▶ _EXERCISE OBJECTIVE_
Everything in the data should be repeated exactly, save for the images.

-- Start --

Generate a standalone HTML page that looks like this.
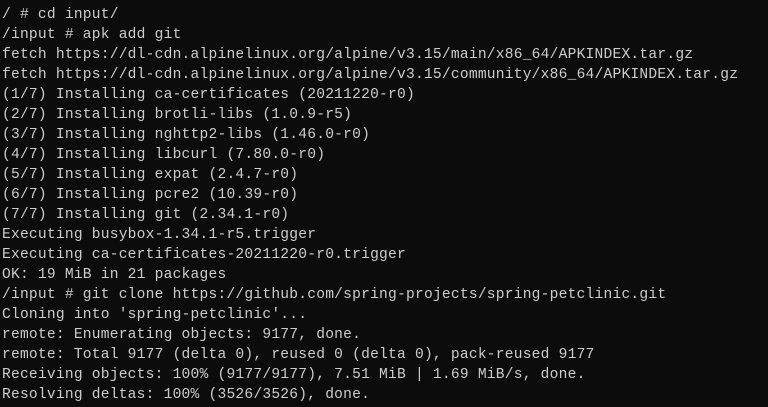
<!DOCTYPE html>
<html><head><style>
html,body{margin:0;padding:0;background:#0c0c0c;width:768px;height:407px;overflow:hidden}
pre{margin:0;position:absolute;left:2px;top:5px;font-family:"Liberation Mono",monospace;font-size:14.6px;letter-spacing:0.22px;line-height:20px;color:#cccccc}
</style></head><body><pre>/ # cd input/
/input # apk add git
fetch https://dl-cdn.alpinelinux.org/alpine/v3.15/main/x86_64/APKINDEX.tar.gz
fetch https://dl-cdn.alpinelinux.org/alpine/v3.15/community/x86_64/APKINDEX.tar.gz
(1/7) Installing ca-certificates (20211220-r0)
(2/7) Installing brotli-libs (1.0.9-r5)
(3/7) Installing nghttp2-libs (1.46.0-r0)
(4/7) Installing libcurl (7.80.0-r0)
(5/7) Installing expat (2.4.7-r0)
(6/7) Installing pcre2 (10.39-r0)
(7/7) Installing git (2.34.1-r0)
Executing busybox-1.34.1-r5.trigger
Executing ca-certificates-20211220-r0.trigger
OK: 19 MiB in 21 packages
/input # git clone https://github.com/spring-projects/spring-petclinic.git
Cloning into 'spring-petclinic'...
remote: Enumerating objects: 9177, done.
remote: Total 9177 (delta 0), reused 0 (delta 0), pack-reused 9177
Receiving objects: 100% (9177/9177), 7.51 MiB | 1.69 MiB/s, done.
Resolving deltas: 100% (3526/3526), done.</pre></body></html>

-- End --

▶ _COMPLETED EXERCISE_
Generate a standalone HTML page that looks like this.
<!DOCTYPE html>
<html><head><style>
html,body{margin:0;padding:0;background:#0c0c0c;width:768px;height:407px;overflow:hidden}
pre{margin:0;position:absolute;left:2px;top:5px;font-family:"Liberation Mono",monospace;font-size:14.6px;letter-spacing:0.22px;line-height:20px;color:#cccccc}
</style></head><body><pre>/ # cd input/
/input # apk add git
fetch https://dl-cdn.alpinelinux.org/alpine/v3.15/main/x86_64/APKINDEX.tar.gz
fetch https://dl-cdn.alpinelinux.org/alpine/v3.15/community/x86_64/APKINDEX.tar.gz
(1/7) Installing ca-certificates (20211220-r0)
(2/7) Installing brotli-libs (1.0.9-r5)
(3/7) Installing nghttp2-libs (1.46.0-r0)
(4/7) Installing libcurl (7.80.0-r0)
(5/7) Installing expat (2.4.7-r0)
(6/7) Installing pcre2 (10.39-r0)
(7/7) Installing git (2.34.1-r0)
Executing busybox-1.34.1-r5.trigger
Executing ca-certificates-20211220-r0.trigger
OK: 19 MiB in 21 packages
/input # git clone https://github.com/spring-projects/spring-petclinic.git
Cloning into 'spring-petclinic'...
remote: Enumerating objects: 9177, done.
remote: Total 9177 (delta 0), reused 0 (delta 0), pack-reused 9177
Receiving objects: 100% (9177/9177), 7.51 MiB | 1.69 MiB/s, done.
Resolving deltas: 100% (3526/3526), done.</pre></body></html>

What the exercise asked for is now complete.